Hellburner

Bonner said, “Lieutenant, tell me, what do you care if Earth ceases to exist?”

He said, halfway into it before he remembered whose quote it was, “ ‘If Earth didn’t exist, we’d have to create one.’ “

Emory of Cyteen had said, a now-famous remark: “We all need to be from somewhere. We need a context for the genome. Lose that and we lose all common reference as a species.”

But the committee didn’t seem to recognize the source. Likely they couldn’t recall the name of Cyteen’s Councilor of Science—or conceive of the immense arrogance in that statement. Cyteen was terraforming, hand over fist. Ripping a world apart. Killing a native ecology, replacing it—and humanity—with its own chosen design. He’d seen the classified reports. And he wasn’t sure Bonner had. Mazian was taking those records to the highest levels of the Company and the UN.

A senator said, “We’re here to discuss technology. The fitness of a machine.”

“The fitness of the men who fly it,” Bonner said, “is also at issue.”

The pod reoriented. Flesh met plastics. Dekker tried to defend himself, but something grabbed his collar, held him. Someone shook him, and said, “Straighten up, you damned fool, or I’ll hit you again.”

“Trying to,” he told Ben’s hazy image, and tasted blood in his mouth.

“Why in hell?” Ben asked him. “Why in hell did you have to ask for me?”

“Dunno, dunno, Ben.” Blood tasted awful. He tried to get his breath and Ben shoved him back against the pillows. Ben looked like hell.

Ben still had his fist wrapped in his collar. Ben gave him another shove. “I can’t blame whoever shoved you in that simulator. You’re a pain in the ass, you know that? You’re a damned recurring pain in the ass!”

“Yeah,” he said. He didn’t want his lips to tremble, but they did, and tears stung his eyes. A long, long time he’d been alone. There’d been others, but they’d died, and Ben hadn’t, Ben wouldn’t, Ben was too hard to catch and Ben wouldn’t get himself killed for anybody. He trusted Ben that way. Ben was too slippery for the sons of bitches.

Someone shadowed the doorway.

“Need to check his blood pressure, sir.”

Somebody had said something about Have a nice trip.
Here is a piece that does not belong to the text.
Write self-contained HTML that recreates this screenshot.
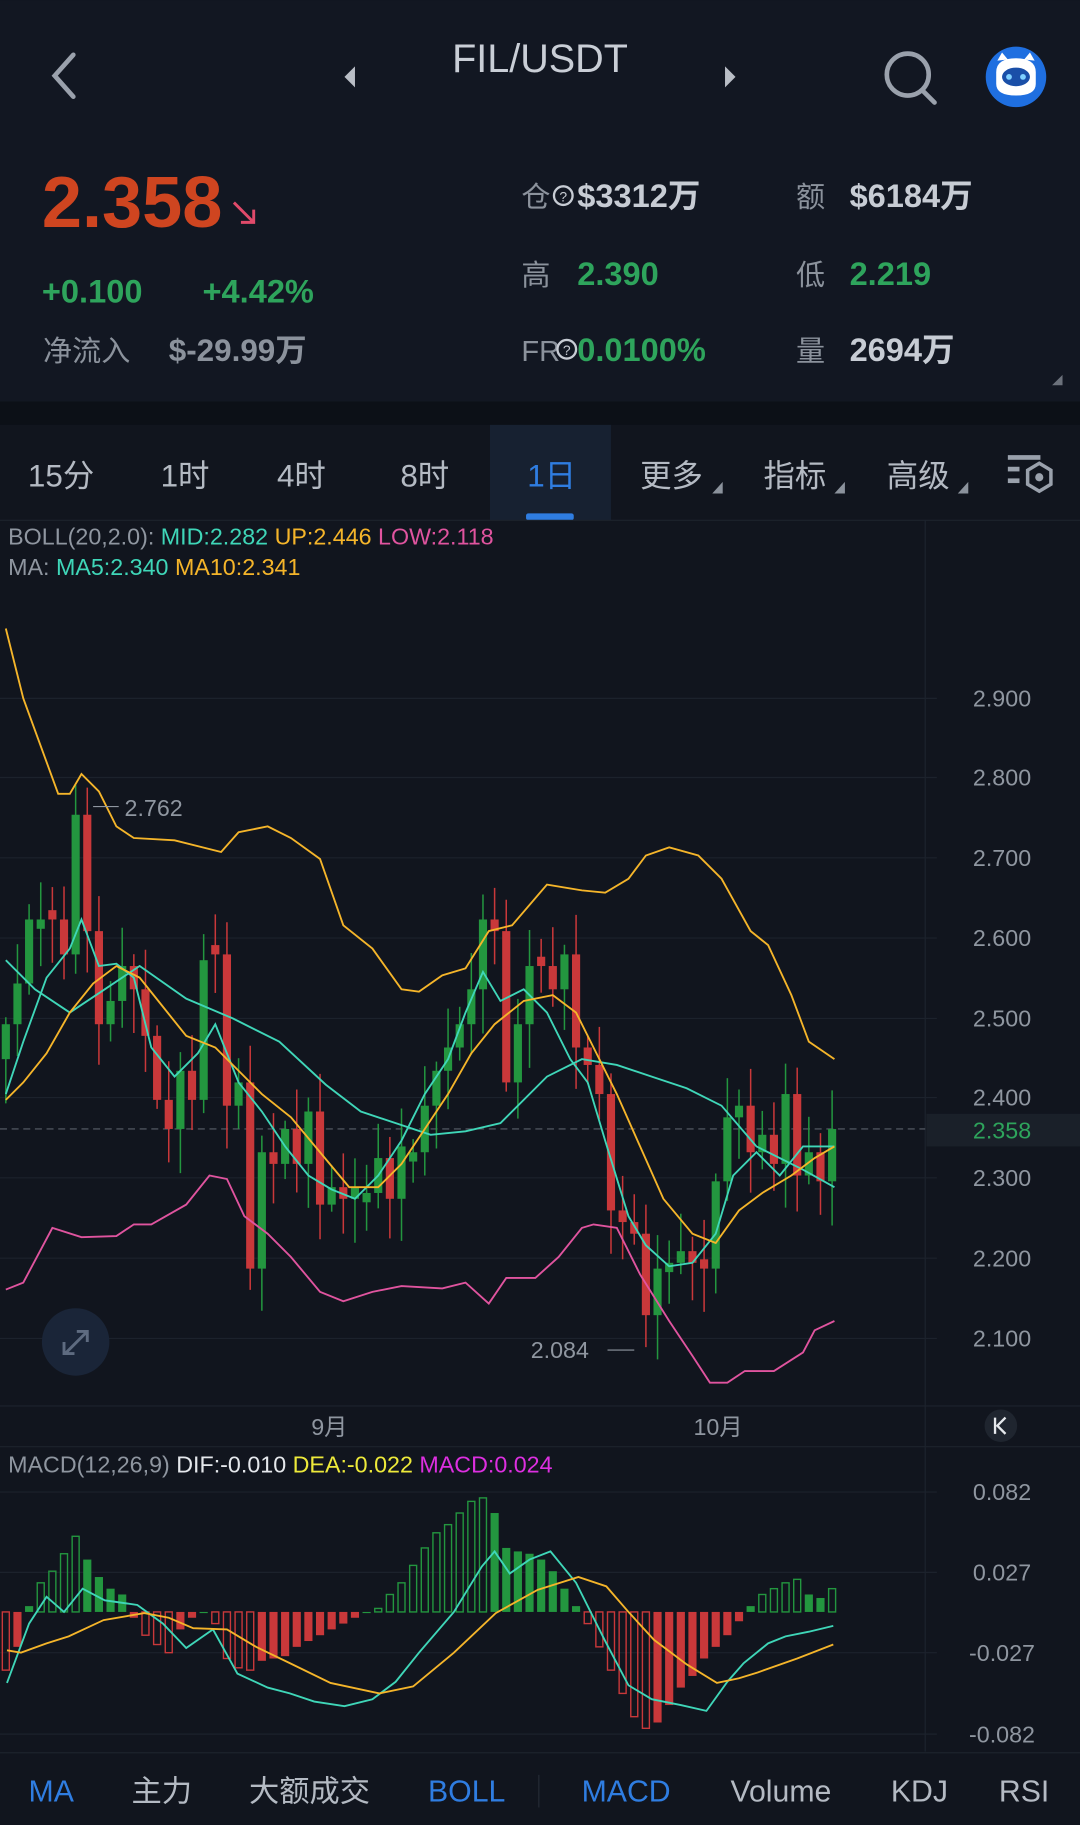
<!DOCTYPE html>
<html><head><meta charset="utf-8">
<style>
html,body{margin:0;padding:0;background:#11151e;}
svg{display:block}
text{font-family:"Liberation Sans","Noto Sans CJK SC",sans-serif}
</style></head>
<body>
<svg id="s" width="1080" height="1825" viewBox="0 0 928 1568" xmlns="http://www.w3.org/2000/svg">
<rect width="928" height="1568" fill="#11151e"/>
<rect y="0" width="928" height="345" fill="#121722"/>
<rect y="345" width="928" height="20" fill="#0c1017"/>
<rect y="365" width="928" height="82" fill="#11151e"/>
<!-- header -->
<path d="M63 47 L47 65 L63 83" stroke="#9aa1ac" stroke-width="4" fill="none" stroke-linecap="round"/>
<path d="M305 57 L296 66 L305 75 Z" fill="#b9bec6"/>
<path d="M623 57 L632 66 L623 75 Z" fill="#b9bec6"/>
<text x="464" y="62" font-size="34" fill="#c9ced6" text-anchor="middle">FIL/USDT</text>
<circle cx="780" cy="64" r="18" stroke="#9aa1ac" stroke-width="4" fill="none"/>
<path d="M793 78 L803 88" stroke="#9aa1ac" stroke-width="4" stroke-linecap="round"/>
<circle cx="873" cy="66" r="26" fill="#1f6fe0"/>
<path d="M856 62 Q856 50 873 50 Q890 50 890 62 L890 72 Q890 82 873 82 Q856 82 856 72 Z" fill="#fff"/>
<path d="M857 52 L861 45 L866 51 M889 52 L885 45 L880 51" fill="#fff"/>
<ellipse cx="873" cy="66" rx="12" ry="8" fill="#1a4fa8"/>
<circle cx="867" cy="66" r="2.5" fill="#7fd0ff"/><circle cx="879" cy="66" r="2.5" fill="#7fd0ff"/>
<!-- price -->
<text x="36" y="195" font-size="62" font-weight="bold" fill="#cf4520">2.358</text>
<path d="M201 174 L218 191 M218 180 L218 191 L207 191" stroke="#e04a6a" stroke-width="2.5" fill="none"/>
<text x="36" y="260" font-size="28" font-weight="bold" fill="#2ea45c">+0.100</text>
<text x="174" y="260" font-size="28" font-weight="bold" fill="#2ea45c">+4.42%</text>
<text x="37" y="310" font-size="25" fill="#8b929c">净流入</text>
<text x="145" y="310" font-size="27" font-weight="bold" fill="#8b929c">$-29.99万</text>
<g font-size="25" fill="#8b929c">
<text x="448" y="178">仓</text><text x="684" y="178">额</text>
<text x="448" y="245">高</text><text x="684" y="245">低</text>
<text x="448" y="310">FR</text><text x="684" y="310">量</text>
</g>
<circle cx="484" cy="168" r="8" stroke="#c7ccd4" stroke-width="2" fill="none"/><text x="484" y="173" font-size="12" fill="#c7ccd4" text-anchor="middle">?</text>
<circle cx="487" cy="300" r="8" stroke="#c7ccd4" stroke-width="2" fill="none"/><text x="487" y="305" font-size="12" fill="#c7ccd4" text-anchor="middle">?</text>
<g font-size="28" font-weight="bold">
<text x="496" y="178" fill="#c7ccd4">$3312万</text>
<text x="730" y="178" fill="#c7ccd4">$6184万</text>
<text x="496" y="245" fill="#2ea45c">2.390</text>
<text x="730" y="245" fill="#2ea45c">2.219</text>
<text x="496" y="310" fill="#2ea45c">0.0100%</text>
<text x="730" y="310" fill="#c7ccd4">2694万</text>
</g>
<path d="M913 322 L913 331 L904 331 Z" fill="#6b717b"/>
<!-- tabs -->
<rect x="421" y="365" width="104" height="82" fill="#172131"/>
<rect x="452" y="441" width="41" height="6" rx="2" fill="#2f7de1"/>
<g font-size="27" fill="#b4bac3">
<text x="24" y="418">15分</text><text x="138" y="418">1时</text><text x="238" y="418">4时</text><text x="344" y="418">8时</text>
<text x="453" y="418" fill="#2f7de1">1日</text>
<text x="550" y="418">更多</text><text x="656" y="418">指标</text><text x="762" y="418">高级</text>
</g>
<path d="M621 414 L621 424 L612 424 Z M726 414 L726 424 L717 424 Z M832 414 L832 424 L823 424 Z" fill="#8b929c"/>
<g fill="#9aa1ac"><rect x="866" y="391" width="28" height="4"/><rect x="866" y="401" width="10" height="4"/><rect x="866" y="411" width="10" height="4"/></g>
<path d="M893 398 L903 404 L903 416 L893 422 L883 416 L883 404 Z" stroke="#9aa1ac" stroke-width="3" fill="none"/><circle cx="893" cy="410" r="3.5" fill="#9aa1ac"/>
<!-- chart frame -->
<line x1="0" y1="447" x2="928" y2="447" stroke="#1d232d"/>
<line x1="795" y1="447" x2="795" y2="1505" stroke="#1d232d"/>
<line x1="0" y1="1208" x2="928" y2="1208" stroke="#1d232d"/>
<line x1="0" y1="1243" x2="928" y2="1243" stroke="#1d232d"/>
<line x1="0" y1="1506" x2="928" y2="1506" stroke="#1d232d"/>
<g stroke="#1c222c">
<line x1="0" y1="600" x2="805" y2="600"/><line x1="0" y1="668" x2="805" y2="668"/><line x1="0" y1="737" x2="805" y2="737"/><line x1="0" y1="806" x2="805" y2="806"/><line x1="0" y1="875" x2="805" y2="875"/><line x1="0" y1="943" x2="805" y2="943"/><line x1="0" y1="1012" x2="805" y2="1012"/><line x1="0" y1="1081" x2="805" y2="1081"/><line x1="0" y1="1150" x2="805" y2="1150"/>
<line x1="0" y1="1282" x2="805" y2="1282"/><line x1="0" y1="1351" x2="805" y2="1351"/><line x1="0" y1="1420" x2="805" y2="1420"/><line x1="0" y1="1490" x2="805" y2="1490"/>
</g>
<g font-size="20" fill="#8f96a0" text-anchor="middle">
<text x="861" y="607">2.900</text><text x="861" y="675">2.800</text><text x="861" y="744">2.700</text><text x="861" y="813">2.600</text><text x="861" y="882">2.500</text><text x="861" y="950">2.400</text><text x="861" y="1019">2.300</text><text x="861" y="1088">2.200</text><text x="861" y="1157">2.100</text>
<text x="861" y="1289">0.082</text><text x="861" y="1358">0.027</text><text x="861" y="1427">-0.027</text><text x="861" y="1497">-0.082</text>
<text x="283" y="1233">9月</text><text x="617" y="1233">10月</text>
</g>
<text x="7" y="468" font-size="20" fill="#8f96a0">BOLL(20,2.0): <tspan fill="#3fd6b8">MID:2.282</tspan> <tspan fill="#f5b52a">UP:2.446</tspan> <tspan fill="#e0549f">LOW:2.118</tspan></text>
<text x="7" y="494" font-size="20" fill="#8f96a0">MA: <tspan fill="#3fd6b8">MA5:2.340</tspan> <tspan fill="#f5b52a">MA10:2.341</tspan></text>
<text x="7" y="1265" font-size="20" fill="#8f96a0">MACD(12,26,9) <tspan fill="#e5e8ec">DIF:-0.010</tspan> <tspan fill="#eeea3a">DEA:-0.022</tspan> <tspan fill="#dd2fe0">MACD:0.024</tspan></text>
<!-- price line -->
<line x1="0" y1="970" x2="795" y2="970" stroke="#5a606a" stroke-dasharray="6 4"/>
<rect x="796" y="957" width="132" height="28" fill="#1a2029"/>
<text x="861" y="978" font-size="20" fill="#2ea45c" text-anchor="middle">2.358</text>
<g id="cand"></g>
<g fill="none" stroke-width="1.6">
<polyline stroke="#f5b52a" points="5,540 20,600 50,682 60,682 70,665 85,680 100,710 115,720 150,722 190,732 205,715 230,710 250,720 275,738 295,795 320,815 345,850 360,852 380,838 400,832 420,800 440,795 470,760 500,765 520,767 540,755 555,735 575,728 600,735 620,755 645,800 660,812 680,855 695,895 717,910"/>
<polyline stroke="#e0549f" points="5,1108 20,1102 45,1055 70,1063 100,1062 115,1052 130,1052 160,1035 180,1010 195,1013 210,1045 230,1060 250,1080 275,1110 295,1118 320,1110 345,1105 380,1107 400,1102 420,1120 435,1098 460,1098 480,1080 500,1055 510,1052 530,1055 550,1095 575,1135 595,1165 610,1188 625,1188 640,1178 665,1178 690,1162 700,1143 717,1135"/>
<polyline stroke="#3fd6b8" points="5,825 30,850 60,870 90,850 120,830 160,858 200,875 240,895 280,932 310,955 340,965 370,975 400,972 430,965 470,925 500,910 530,915 560,925 590,935 620,950 650,985 690,1005 717,1020"/>
<polyline stroke="#3fd6b8" points="5,940 20,895 40,840 60,815 70,790 85,830 100,828 115,840 130,900 150,925 170,905 185,880 205,930 225,955 245,985 265,1010 285,1022 305,1030 325,1010 345,980 365,940 385,910 400,870 415,835 430,860 450,850 470,870 490,910 505,930 520,980 540,1045 555,1070 575,1088 595,1085 615,1060 630,1010 650,990 670,1010 690,985 717,985"/>
<polyline stroke="#f5b52a" points="5,945 20,930 40,905 60,870 80,845 100,830 120,840 140,865 160,890 185,900 205,920 225,940 250,960 275,990 300,1020 325,1020 345,1000 365,970 385,940 405,905 425,880 450,860 475,855 495,870 510,900 530,940 550,985 570,1030 595,1060 615,1068 635,1040 655,1025 680,1010 700,995 717,985"/>
</g>
<line x1="80" y1="693" x2="102" y2="693" stroke="#8f96a0"/><text x="107" y="701" font-size="20" fill="#8f96a0">2.762</text>
<line x1="522" y1="1160" x2="545" y2="1160" stroke="#8f96a0"/><text x="456" y="1167" font-size="20" fill="#8f96a0">2.084</text>
<circle cx="65" cy="1153" r="29" fill="#1a2538"/>
<path d="M56 1163 L74 1145 M66 1144 L75 1144 L75 1153 M55 1153 L55 1163 L64 1163" stroke="#5e6b80" stroke-width="2.5" fill="none"/>
<circle cx="860" cy="1225" r="14" fill="#1f252f"/><path d="M855 1218 L855 1232 M864 1218 L857 1225 L864 1232" stroke="#e5e8ec" stroke-width="2" fill="none"/>
<!-- macd -->
<g id="hist"></g>
<g fill="none" stroke-width="1.6">
<polyline stroke="#3fd6b8" points="6,1446 25,1395 40,1372 55,1385 71,1365 90,1375 118,1379 140,1395 160,1416 183,1400 204,1438 230,1450 249,1455 270,1462 296,1466 320,1460 340,1445 360,1420 390,1385 414,1346 425,1333 438,1352 455,1340 473,1333 495,1360 520,1410 540,1448 560,1460 585,1465 607,1470 625,1445 639,1429 660,1412 675,1406 695,1402 716,1397"/>
<polyline stroke="#f5b52a" points="6,1418 18,1420 40,1412 59,1406 89,1392 124,1386 145,1390 166,1399 195,1400 220,1415 249,1429 284,1446 326,1455 355,1449 390,1420 426,1386 462,1366 497,1355 521,1363 540,1385 562,1409 590,1430 616,1446 635,1442 651,1437 685,1425 716,1413"/>
</g>
<!-- bottom bar -->
<line x1="463" y1="1525" x2="463" y2="1553" stroke="#252b35"/>
<g font-size="26" fill="#b4bac3" text-anchor="middle">
<text x="44" y="1548" fill="#2f7de1">MA</text><text x="139" y="1548">主力</text><text x="266" y="1548">大额成交</text><text x="401" y="1548" fill="#2f7de1">BOLL</text><text x="538" y="1548" fill="#2f7de1">MACD</text><text x="671" y="1548">Volume</text><text x="790" y="1548">KDJ</text><text x="880" y="1548">RSI</text>
</g>
</svg>
<script>
(function(){
var NS="http://www.w3.org/2000/svg";
function el(p,t,a){var e=document.createElementNS(NS,t);for(var k in a)e.setAttribute(k,a[k]);p.appendChild(e);return e;}
var closes=[880,845,790,790,790,820,700,800,880,860,830,850,890,945,970,920,945,825,820,950,930,1090,990,1000,970,1000,955,1035,1020,1030,1020,1025,995,1030,985,990,950,920,900,880,850,790,800,930,880,830,830,850,820,900,915,940,1040,1050,1060,1130,1090,1085,1075,1085,1090,1015,960,950,990,975,1000,940,1010,990,1015,970];
var g=document.getElementById("cand");
var prev=910;
for(var i=0;i<closes.length;i++){
 var x=5+10*i,c=closes[i],o=prev;
 if(Math.abs(c-o)<6){o=c+((i%2)?8:-8);}
 var up=c<o,col=up?"#23963f":"#c9383a";
 var bt=Math.min(o,c),bb=Math.max(o,c);
 var hi=bt-(6+Math.abs(Math.sin(i*1.7))*28),lo=bb+(6+Math.abs(Math.cos(i*2.3))*32);
 el(g,"line",{x1:x,y1:hi,x2:x,y2:lo,stroke:col,"stroke-width":1.3});
 el(g,"rect",{x:x-3.5,y:bt,width:7,height:Math.max(2,bb-bt),fill:col});
 prev=c;
}
var hv=[-50,-30,5,25,35,50,65,45,30,20,15,-5,-20,-28,-35,-15,-5,0,-10,-40,-48,-50,-42,-40,-38,-30,-25,-20,-15,-10,-5,0,3,15,25,40,55,68,75,85,95,98,85,55,52,50,45,35,20,5,-10,-30,-50,-70,-90,-100,-95,-80,-65,-55,-40,-30,-20,-8,5,15,20,25,28,15,12,20];
var h=document.getElementById("hist"),z=1385;
for(var j=0;j<hv.length;j++){
 var hx=5+10*j,v=hv[j],p=j?hv[j-1]:0,hc=v>=0?"#23963f":"#c9383a";
 var grow=Math.abs(v)>=Math.abs(p);
 var yy=v>=0?z-v:z,hh=Math.max(1,Math.abs(v));
 if(grow) el(h,"rect",{x:hx-3,y:yy,width:6,height:hh,fill:"none",stroke:hc,"stroke-width":1.2});
 else el(h,"rect",{x:hx-3.5,y:yy,width:7,height:hh,fill:hc});
}
})();
</script>
</body></html>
Someone who’d told him go to hell….

He caught at the bed. Caught at Ben’s arm as Ben started to get up and turn him over to the nurse. “No.”

“Your blood pressure’s getting up, Mr. Dekker.”

“Screw it. —Ben, —“

“Lieutenant.”

He swung his legs off the bed, made a try at getting up and the room went upside down. The nurse made a grab after him, he saw the blue uniform, and he elbowed it aside. He caught himself with a grip on the edge of the bed.

But Ben was gone. Ben had left him, and the nurse got a hand on his shoulder and his arm. “Just lie down, Mr. Dekker. Lie down. How’d he get in here, anyway? Visitors aren’t supposed to be in here.”

He didn’t know either. But a lot of things happened here mat shouldn’t. And he hadn’t been dreaming. Ben had been there. He had a cut inside his lip and a coppery taste in his mouth that proved it, no matter what the nurse said about visitors. He lay down and ran his tongue over that sore spot, thinking, through the shot and everything, Ben’s here, Ben’s here… and knowing it was Sol Two where Ben had found him: Ben hated him; but Ben had got here, Ben talked sense to him and didn’t confuse him. Even if Ben wanted to beat bell out of him. He liked that about Ben—that for all ; Ben wanted to go on beating hell out of him, Ben hadn’t. Ben had held on to him. Ben had shaken him and told him where right side up was and told him to get there. Only advice he’d trusted in days. Only voice he’d wanted to come back to, since— since his crew died. Died in a fireball he wasn’t in. Couldn’t have been in, since he wasn’t vapor.

Somebody’d said, later, Enjoy the ride, Dekker.